Gageons que cette manifestation conséquente et ambitieuse, qui investira pendant longtemps plusieurs lieux - du musée familial Yabili à l'Institut des beaux-arts en passant par le Musée national, l'Université ou la Galerie d'art contemporain, entre autres - saura induire vers un raisonnement constructif sur de nombreux sujets centraux, et asseoir aussi des vocations artistiques nombreuses dans la bouillonnante ville de Lubumbashi. 

ZOOM

Les têtes pensantes de la Biennale

L'association PICHA a vu le jour en 2008 à Lubumbashi, dans le but de promouvoir la création au sens large, par le biais de trois outils majeurs : l'atelier PICHA - où ont lieu des résidences et des formations -, un Centre d'art et de recherche, et, donc, la Biennale. 

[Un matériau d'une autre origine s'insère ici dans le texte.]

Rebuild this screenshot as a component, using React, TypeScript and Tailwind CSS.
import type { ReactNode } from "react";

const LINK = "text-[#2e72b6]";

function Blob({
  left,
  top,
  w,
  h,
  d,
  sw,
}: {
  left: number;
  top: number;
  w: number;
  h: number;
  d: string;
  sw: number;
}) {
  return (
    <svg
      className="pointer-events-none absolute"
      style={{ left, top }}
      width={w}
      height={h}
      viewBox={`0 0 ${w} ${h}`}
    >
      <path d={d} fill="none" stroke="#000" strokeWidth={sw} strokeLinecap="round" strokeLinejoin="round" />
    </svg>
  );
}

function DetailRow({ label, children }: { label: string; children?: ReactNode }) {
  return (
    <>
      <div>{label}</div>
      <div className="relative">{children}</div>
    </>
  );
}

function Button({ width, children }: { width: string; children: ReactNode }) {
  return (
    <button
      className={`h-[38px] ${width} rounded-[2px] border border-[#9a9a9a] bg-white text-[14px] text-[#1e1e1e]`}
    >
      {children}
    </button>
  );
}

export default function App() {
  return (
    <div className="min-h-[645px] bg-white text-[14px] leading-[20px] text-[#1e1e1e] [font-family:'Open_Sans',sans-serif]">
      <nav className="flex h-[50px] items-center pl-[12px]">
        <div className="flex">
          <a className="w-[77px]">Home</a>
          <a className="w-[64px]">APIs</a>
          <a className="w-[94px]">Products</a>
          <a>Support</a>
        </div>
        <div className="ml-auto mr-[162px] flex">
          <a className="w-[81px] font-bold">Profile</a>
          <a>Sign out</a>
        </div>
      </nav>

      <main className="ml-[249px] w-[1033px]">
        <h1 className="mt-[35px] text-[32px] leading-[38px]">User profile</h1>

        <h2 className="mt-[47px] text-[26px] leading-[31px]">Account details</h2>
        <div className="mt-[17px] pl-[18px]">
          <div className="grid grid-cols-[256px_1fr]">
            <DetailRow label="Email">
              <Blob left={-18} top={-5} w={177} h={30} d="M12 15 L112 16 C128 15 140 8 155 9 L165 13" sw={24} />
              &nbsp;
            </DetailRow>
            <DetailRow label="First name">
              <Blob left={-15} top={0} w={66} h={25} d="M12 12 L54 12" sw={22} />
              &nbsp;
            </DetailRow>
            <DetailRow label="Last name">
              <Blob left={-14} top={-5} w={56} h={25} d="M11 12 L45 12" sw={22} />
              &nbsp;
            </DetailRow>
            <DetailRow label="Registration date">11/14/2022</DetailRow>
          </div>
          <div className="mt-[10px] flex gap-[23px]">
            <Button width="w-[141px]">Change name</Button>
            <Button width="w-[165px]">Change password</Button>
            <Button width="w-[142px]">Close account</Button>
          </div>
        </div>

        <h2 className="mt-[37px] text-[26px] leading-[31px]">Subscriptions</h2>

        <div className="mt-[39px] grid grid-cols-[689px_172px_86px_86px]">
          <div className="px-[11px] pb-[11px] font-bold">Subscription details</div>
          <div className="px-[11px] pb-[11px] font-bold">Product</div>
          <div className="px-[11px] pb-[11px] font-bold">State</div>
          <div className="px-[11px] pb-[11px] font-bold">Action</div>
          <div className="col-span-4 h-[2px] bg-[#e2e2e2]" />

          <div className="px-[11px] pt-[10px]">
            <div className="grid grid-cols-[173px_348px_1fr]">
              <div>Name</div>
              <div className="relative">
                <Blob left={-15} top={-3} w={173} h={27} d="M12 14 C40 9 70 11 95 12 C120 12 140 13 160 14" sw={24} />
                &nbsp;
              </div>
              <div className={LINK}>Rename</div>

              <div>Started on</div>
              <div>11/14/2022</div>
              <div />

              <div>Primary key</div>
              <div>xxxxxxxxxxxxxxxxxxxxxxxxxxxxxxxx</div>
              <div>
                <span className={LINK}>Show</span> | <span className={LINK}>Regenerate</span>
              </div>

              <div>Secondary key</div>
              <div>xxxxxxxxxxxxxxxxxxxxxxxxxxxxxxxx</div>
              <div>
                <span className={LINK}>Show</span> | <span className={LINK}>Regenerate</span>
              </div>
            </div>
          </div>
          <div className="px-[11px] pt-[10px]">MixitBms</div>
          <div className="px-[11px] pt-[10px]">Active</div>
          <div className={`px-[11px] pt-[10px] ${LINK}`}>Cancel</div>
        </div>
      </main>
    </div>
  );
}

Cette structure à but non lucratif, dont le nom signifie "image" en swahili, comporte huit membres, artistes ou opérateurs culturels. 

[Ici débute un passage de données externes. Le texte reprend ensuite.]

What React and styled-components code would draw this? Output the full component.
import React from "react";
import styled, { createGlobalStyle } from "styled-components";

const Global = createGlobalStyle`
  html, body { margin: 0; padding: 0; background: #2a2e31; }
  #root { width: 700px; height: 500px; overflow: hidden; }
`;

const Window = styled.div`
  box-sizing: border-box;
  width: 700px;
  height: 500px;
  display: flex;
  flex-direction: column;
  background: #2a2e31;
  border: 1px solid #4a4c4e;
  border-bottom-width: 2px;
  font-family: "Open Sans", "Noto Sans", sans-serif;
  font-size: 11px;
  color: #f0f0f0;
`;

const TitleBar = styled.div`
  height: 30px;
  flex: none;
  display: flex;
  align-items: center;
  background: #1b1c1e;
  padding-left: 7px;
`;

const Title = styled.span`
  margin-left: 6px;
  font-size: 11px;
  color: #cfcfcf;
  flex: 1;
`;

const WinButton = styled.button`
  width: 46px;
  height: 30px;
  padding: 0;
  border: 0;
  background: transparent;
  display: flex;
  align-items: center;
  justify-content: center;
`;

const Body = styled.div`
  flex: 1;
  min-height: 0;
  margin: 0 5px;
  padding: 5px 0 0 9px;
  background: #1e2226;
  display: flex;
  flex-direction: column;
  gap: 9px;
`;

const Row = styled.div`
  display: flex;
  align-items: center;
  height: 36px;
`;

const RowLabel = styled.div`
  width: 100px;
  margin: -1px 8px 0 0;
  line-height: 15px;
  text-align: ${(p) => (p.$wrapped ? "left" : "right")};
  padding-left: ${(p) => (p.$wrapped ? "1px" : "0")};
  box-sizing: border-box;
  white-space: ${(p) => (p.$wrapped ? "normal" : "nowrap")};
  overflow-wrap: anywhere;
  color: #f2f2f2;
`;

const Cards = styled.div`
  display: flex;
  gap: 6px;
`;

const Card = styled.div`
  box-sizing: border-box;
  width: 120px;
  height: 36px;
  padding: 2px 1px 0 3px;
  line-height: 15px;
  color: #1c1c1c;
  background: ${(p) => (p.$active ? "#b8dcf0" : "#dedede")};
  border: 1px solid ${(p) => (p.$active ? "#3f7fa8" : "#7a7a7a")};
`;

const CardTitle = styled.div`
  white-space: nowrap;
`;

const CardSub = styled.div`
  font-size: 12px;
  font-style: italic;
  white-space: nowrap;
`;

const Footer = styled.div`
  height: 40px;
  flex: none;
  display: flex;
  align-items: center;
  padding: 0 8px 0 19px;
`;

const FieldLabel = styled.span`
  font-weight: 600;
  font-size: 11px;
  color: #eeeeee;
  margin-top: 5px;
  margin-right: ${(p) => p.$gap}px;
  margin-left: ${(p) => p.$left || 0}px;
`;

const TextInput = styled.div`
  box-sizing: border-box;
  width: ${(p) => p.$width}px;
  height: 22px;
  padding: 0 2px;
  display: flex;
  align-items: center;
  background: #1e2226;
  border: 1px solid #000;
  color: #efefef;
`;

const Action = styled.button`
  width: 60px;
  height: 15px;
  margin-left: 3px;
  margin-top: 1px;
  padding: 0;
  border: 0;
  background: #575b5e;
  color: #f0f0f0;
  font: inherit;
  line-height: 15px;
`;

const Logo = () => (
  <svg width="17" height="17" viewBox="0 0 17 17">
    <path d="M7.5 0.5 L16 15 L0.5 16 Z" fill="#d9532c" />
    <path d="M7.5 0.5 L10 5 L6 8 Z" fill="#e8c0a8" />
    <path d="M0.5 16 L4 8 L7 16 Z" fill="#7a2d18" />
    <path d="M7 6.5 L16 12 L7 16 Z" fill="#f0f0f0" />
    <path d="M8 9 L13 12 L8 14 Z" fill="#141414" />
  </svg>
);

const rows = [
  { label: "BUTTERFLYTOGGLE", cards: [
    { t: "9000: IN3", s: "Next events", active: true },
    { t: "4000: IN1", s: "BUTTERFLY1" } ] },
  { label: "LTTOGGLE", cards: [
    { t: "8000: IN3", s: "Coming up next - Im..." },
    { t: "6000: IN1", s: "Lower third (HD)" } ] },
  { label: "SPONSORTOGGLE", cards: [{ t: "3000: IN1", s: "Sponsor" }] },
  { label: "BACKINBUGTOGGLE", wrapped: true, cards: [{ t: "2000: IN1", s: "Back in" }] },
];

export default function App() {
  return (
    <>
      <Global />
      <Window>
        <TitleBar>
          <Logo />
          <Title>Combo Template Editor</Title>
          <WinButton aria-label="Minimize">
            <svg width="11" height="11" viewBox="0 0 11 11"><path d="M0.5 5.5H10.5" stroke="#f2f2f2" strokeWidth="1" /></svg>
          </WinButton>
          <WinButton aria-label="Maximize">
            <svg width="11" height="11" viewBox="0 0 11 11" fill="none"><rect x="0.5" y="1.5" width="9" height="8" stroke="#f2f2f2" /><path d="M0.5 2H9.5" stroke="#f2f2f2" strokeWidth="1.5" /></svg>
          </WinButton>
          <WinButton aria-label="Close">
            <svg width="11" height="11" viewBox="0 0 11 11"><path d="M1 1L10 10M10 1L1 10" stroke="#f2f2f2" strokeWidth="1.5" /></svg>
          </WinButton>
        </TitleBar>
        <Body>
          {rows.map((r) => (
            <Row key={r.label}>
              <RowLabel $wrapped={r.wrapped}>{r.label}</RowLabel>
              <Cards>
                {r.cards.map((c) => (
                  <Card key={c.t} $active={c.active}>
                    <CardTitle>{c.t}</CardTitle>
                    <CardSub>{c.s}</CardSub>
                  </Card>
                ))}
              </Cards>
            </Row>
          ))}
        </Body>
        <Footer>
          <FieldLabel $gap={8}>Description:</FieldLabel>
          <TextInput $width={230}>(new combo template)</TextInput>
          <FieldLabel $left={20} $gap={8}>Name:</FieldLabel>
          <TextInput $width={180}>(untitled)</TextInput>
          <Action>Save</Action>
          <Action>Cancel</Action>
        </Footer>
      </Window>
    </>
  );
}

L'artiste et photographe Sammy Baloji - dont l'œuvre porte avant tout sur les réminiscences de la colonisation belge - la préside.

PICHA compte, sinon, parmi ses membres l'écrivain-rappeur Alexandre Mulongo Finkelstein, le photographe Georges Senga, l'humanitaire Gabriele Selmi, la productrice et programmatrice Rosa Spaliviero, l'artiste passionné d'électrique et de mécanique Jean Katambayi Mukendi, ainsi qu'Aimé Kalenda, le vice-président - notamment impliqué dans l'implantation d'un atelier de sérigraphie textile à Lubumbashi et Makwacha ; et Rosemary Tshawila, administratrice-statisticienne passionnée elle aussi de culture.

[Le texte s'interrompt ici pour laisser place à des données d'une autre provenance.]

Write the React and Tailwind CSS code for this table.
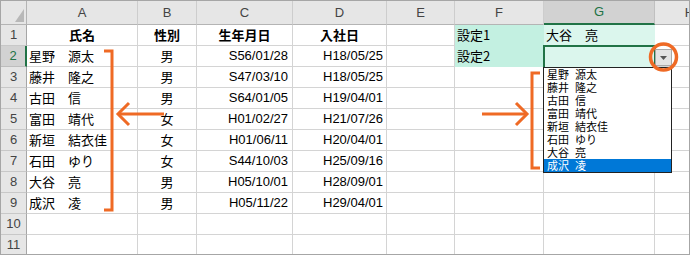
import React from "react";

const JP = "font-['Noto_Sans_CJK_JP',sans-serif]";
const LAT = "font-['Liberation_Sans','Noto_Sans_CJK_JP',sans-serif]";

const cols = ["A", "B", "C", "D", "E", "F", "G", "H"];

const data = [
  ["星野　源太", "男", "S56/01/28", "H18/05/25"],
  ["藤井　隆之", "男", "S47/03/10", "H18/05/25"],
  ["古田　信", "男", "S64/01/05", "H19/04/01"],
  ["富田　靖代", "女", "H01/02/27", "H21/07/26"],
  ["新垣　結衣佳", "女", "H01/06/11", "H20/04/01"],
  ["石田　ゆり", "女", "S44/10/03", "H25/09/16"],
  ["大谷　亮", "男", "H05/10/01", "H28/09/01"],
  ["成沢　凌", "男", "H05/11/22", "H29/04/01"],
];

const list = [
  ["星野", "源太"],
  ["藤井", "隆之"],
  ["古田", "信"],
  ["富田", "靖代"],
  ["新垣", "結衣佳"],
  ["石田", "ゆり"],
  ["大谷", "亮"],
  ["成沢", "凌"],
];

const cell = "border-r border-b border-[#d4d4d4] flex items-center overflow-hidden whitespace-nowrap text-[13px] text-black";

function RowHeader({ n }) {
  const sel = n === 2;
  return (
    <div
      className={
        "flex items-center justify-center border-b text-[13px] " +
        LAT +
        (sel
          ? " bg-[#d2d2d2] text-[#217346] border-b-[#bdbdbd] border-r-2 border-r-[#217346]"
          : " bg-[#e6e6e6] text-[#444] border-b-[#c8c8c8] border-r border-r-[#a6a6a6]")
      }
    >
      {n}
    </div>
  );
}

export default function App() {
  const rows = [];
  rows.push(
    <React.Fragment key="r1">
      <RowHeader n={1} />
      <div className={cell + " justify-center font-bold " + JP}>氏名</div>
      <div className={cell + " justify-center font-bold " + JP}>性別</div>
      <div className={cell + " justify-center font-bold " + JP}>生年月日</div>
      <div className={cell + " justify-center font-bold " + JP}>入社日</div>
      <div className={cell}></div>
      <div className={"flex items-center whitespace-nowrap text-[13px] text-black pl-[2px] bg-[#c3f0e1] border-r border-b border-[#c3f0e1] " + JP}>設定1</div>
      <div className={"flex items-center whitespace-nowrap text-[13px] text-black pl-[2px] bg-[#dbf6ed] border-r border-b border-[#dbf6ed] " + JP}>大谷　亮</div>
      <div className={cell}></div>
    </React.Fragment>
  );
  data.forEach((d, i) => {
    const n = i + 2;
    const isTwo = n === 2;
    rows.push(
      <React.Fragment key={"r" + n}>
        <RowHeader n={n} />
        <div className={cell + " pl-[2px] " + JP}>{d[0]}</div>
        <div className={cell + " justify-center " + JP}>{d[1]}</div>
        <div className={cell + " justify-end pr-[4px] text-[12.5px] " + LAT}>{d[2]}</div>
        <div className={cell + " justify-end pr-[3px] text-[12.5px] " + LAT}>{d[3]}</div>
        <div className={cell}></div>
        {isTwo ? (
          <div className={"flex items-center whitespace-nowrap text-[13px] text-black pl-[2px] bg-[#c3f0e1] border-r border-b border-[#c3f0e1] " + JP}>設定2</div>
        ) : (
          <div className={cell}></div>
        )}
        {isTwo ? (
          <div className="bg-[#dbf6ed] border-r border-b border-[#dbf6ed]"></div>
        ) : (
          <div className={cell}></div>
        )}
        <div className={cell}></div>
      </React.Fragment>
    );
  });
  [10, 11].forEach((n) => {
    rows.push(
      <React.Fragment key={"r" + n}>
        <RowHeader n={n} />
        {cols.map((c) => (
          <div key={c} className={cell}></div>
        ))}
      </React.Fragment>
    );
  });

  return (
    <div className="w-[690px] h-[255px] bg-white">
      <div className="relative w-[690px] h-[255px] overflow-hidden border border-[#a6a6a6] bg-white">
        <div className="grid w-[760px] grid-cols-[26px_111px_59px_96px_94px_68px_89px_111px_70px] grid-rows-[24px_repeat(11,21px)]">
          <div className="relative bg-[#e6e6e6] border-r border-b border-[#b4b4b4]">
            <svg className="absolute left-0 top-0" width="26" height="24" viewBox="0 0 26 24">
              <polygon points="14,21 23,21 23,8" fill="#b8b8b8" />
            </svg>
          </div>
          {cols.map((c) =>
            c === "G" ? (
              <div
                key={c}
                className={"flex items-center justify-center bg-[#d2d2d2] text-[#217346] text-[13px] border-r border-r-[#c0c0c0] border-b-2 border-b-[#217346] " + LAT}
              >
                {c}
              </div>
            ) : (
              <div
                key={c}
                className={"flex items-center justify-center bg-[#e6e6e6] text-[#444] text-[13px] border-r border-r-[#cdcdcd] border-b border-b-[#b4b4b4] " + LAT}
              >
                {c}
              </div>
            )
          )}
          {rows}
        </div>

        <div className="absolute left-[542px] top-[44px] w-[113px] h-[24px] border-2 border-[#217346]"></div>

        <div className="absolute left-[654px] top-[48px] w-[17px] h-[17px] bg-[#e3e3e3] border border-[#a9a9a9] flex items-center justify-center">
          <svg width="7" height="4" viewBox="0 0 7 4">
            <polygon points="0,0 7,0 3.5,4" fill="#555" />
          </svg>
        </div>

        <div className={"absolute left-[542px] top-[66px] w-[129px] bg-white border border-[#222] " + JP}>
          {list.map((it, i) => (
            <div
              key={i}
              className={
                "h-[13px] flex items-center pl-[3px] gap-[6px] text-[11px] leading-none whitespace-nowrap " +
                (i === list.length - 1 ? "bg-[#0078d7] text-white" : "text-black")
              }
            >
              <span>{it[0]}</span>
              <span>{it[1]}</span>
            </div>
          ))}
        </div>

        <svg className="absolute left-[-1px] top-[-1px] pointer-events-none" width="690" height="255" viewBox="0 0 690 255">
          <g fill="none" stroke="#ef6a25" strokeWidth="3">
            <path d="M104,51 H112 V210 H104" />
            <path d="M164,114 H119" />
            <path d="M129,103 L118,114 L129,125" />
            <path d="M540,73 H532 V168 H540" />
            <path d="M482,114 H527" />
            <path d="M516,103 L527,114 L516,125" />
            <circle cx="663.5" cy="57" r="13" strokeWidth="3.5" />
          </g>
        </svg>
      </div>
    </div>
  );
}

La présente édition a été conçue en premier lieu par Sandrine Colard, directrice artistique dont dont nous avons restitué la pensée dans cet article. Commissaire indépendante et docteure en histoire de l'art africain moderne et contemporain, Sandrine Colard a axé ses recherches de doctorat autour de la photographie en République Démocratique du Congo. Conférencière internationale très demandée, elle contribue à de nombreuses revues spécialisées, elle a notamment participé au catalogue d'une exposition consacrée à Sammy Baloji. La présente Biennale reflète bien ses préoccupations majeures - la question des images postcoloniales et la réexploitation d'archives dans l'art.